10 dezembro 2016

PARA VÓS O MEU CANTO...


Para vós o meu canto, companheiros da vida!
Vós, que tendes os olhos profundos e abertos,
vós, para quem não existe batalha perdida,
nem desmedida amargura,
nem aridez nos desertos;
vós, que modificais um leito dum rio;
- nos dias difíceis sem literatura,
penso em vós: e confio;
penso em mim e confio;
- para vós os meus versos, companheiros da vida!
Se canto os búzios, que falam dos clamores,
das pragas imensas lançadas ao mar
e da fome dos pescadores, 
- penso em vós, companheiros,
que trazeis outros búzios para cantar...
Acuso as falas e os gestos inúteis;
aponto as ruas tristes da cidade
a crivo de bocejos as meninas fúteis...
Mas penso em vós e creio em vós, irmãos,
que trazeis ruas com outra claridade
e outro calor no apertar das mãos.
E vou convosco. - Definido e preciso,
erguido ao alto como um grito de guerra,
à espera do Dia do Juízo...
Que o Dia do Juízo
não é no céu... é na Terra!



Sidónio Muralha


Nota: Nasceu em 28 de Julho de 1920, na Madragoa (Lisboa).

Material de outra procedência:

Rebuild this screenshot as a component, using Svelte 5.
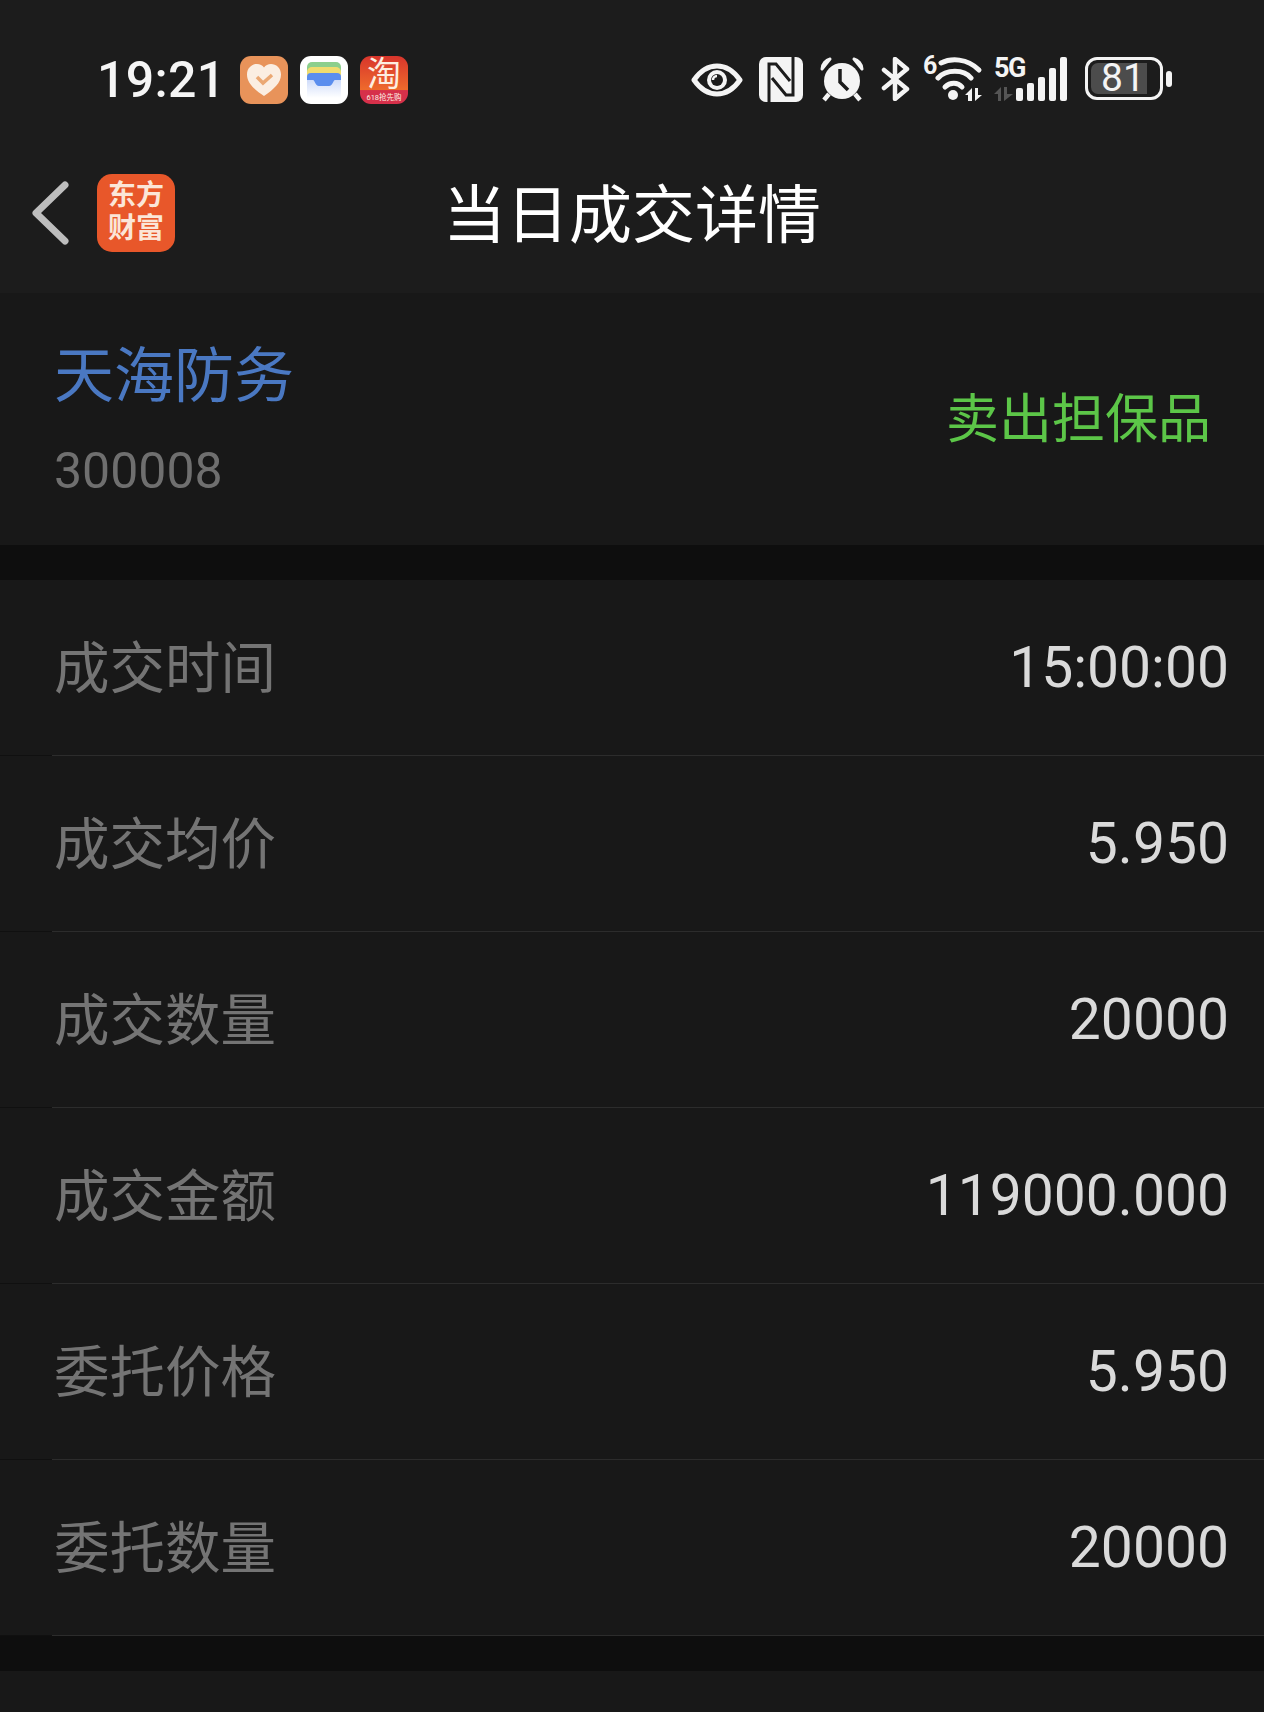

Em 1941 (21 anos), incentivado pelo matemático Bento de Jesus Caraça publicou o seu primeiro livro de poesia: “Beco”. Integrou o movimento neo-realista com nomes como Joaquim Namorado, Fernando Namora ou Mário Dionísio. Fez parte do Novo Cancioneiro, que reunia autores contestatários do Estado Novo. Em 1943 exila-se no Congo belga, onde chegou a ser director geral da Unilever (estudara Ciências Económicas e Financeiras, mais tarde Administração na Universidade de Louvain, na Bélgica). Em 1944 casou por procuração (ela estava em Portugal) com Maria Fernanda d’Almeida, de quem teve quatro filhos. No Natal de 1949 (29 anos) volta a Portugal, publicando a 2ª edição de Beco - Passagem de Nível e no ano seguinte “Companheira dos Homens”. Ambas as edições de autor contaram com ilustrações de Júlio Pomar na capa. Em 1950, com desenhos do mesmo e músicas de Francine Benoit publica o livro de poemas para crianças “Bichos, Bichinhos e Bicharocos”. Em 1960 (40 anos) a família regressa à Europa e vive 2 anos em Bruxelas. Continua a trabalhar para a Unilever, e estagia e trabalha em Bafatá (Guiné Bissau), Ostende (Bélgica), Dakar (Senegal), Londres e Paris. No início dos anos 60 chega ao Brasil, onde ficaria até ao fim da vida. Estabelece-se com a família em São Paulo, onde é um dos fundadores da Editora Giroflé (publicações para crianças). O projecto não vinga, mas vai publicando livros para crianças (“A Televisão da Bicharada”, 1962, I Prêmio da Bienal do Livro de São Paulo) e para adultos. Nos anos 70 regressa a Portugal para publicitar a sua antologia de poesia “Poemas” (1971), e depois para celebrar o Portugal libertado pela revolução dos cravos. A esposa Maria Fernanda faleceu em 1978. Em 1979 (59 anos), recebeu o prémio de literatura infantil, o “Prémio Portugal 79 – Livro para Crianças”. Nesse ano, casa com a médica obstetra Helen Butler, com quem passou a viver em Curitiba, onde faleceu a 8 de Dezembro de 1982 (62 anos). Foi um dos precursores do neo-realismo e grande divulgador da literatura infantil. Em vida, publicou 21 livros para adultos e 15 livros para crianças, por editoras portuguesas e brasileiras. É considerado um dos melhores poetas para crianças em língua portuguesa.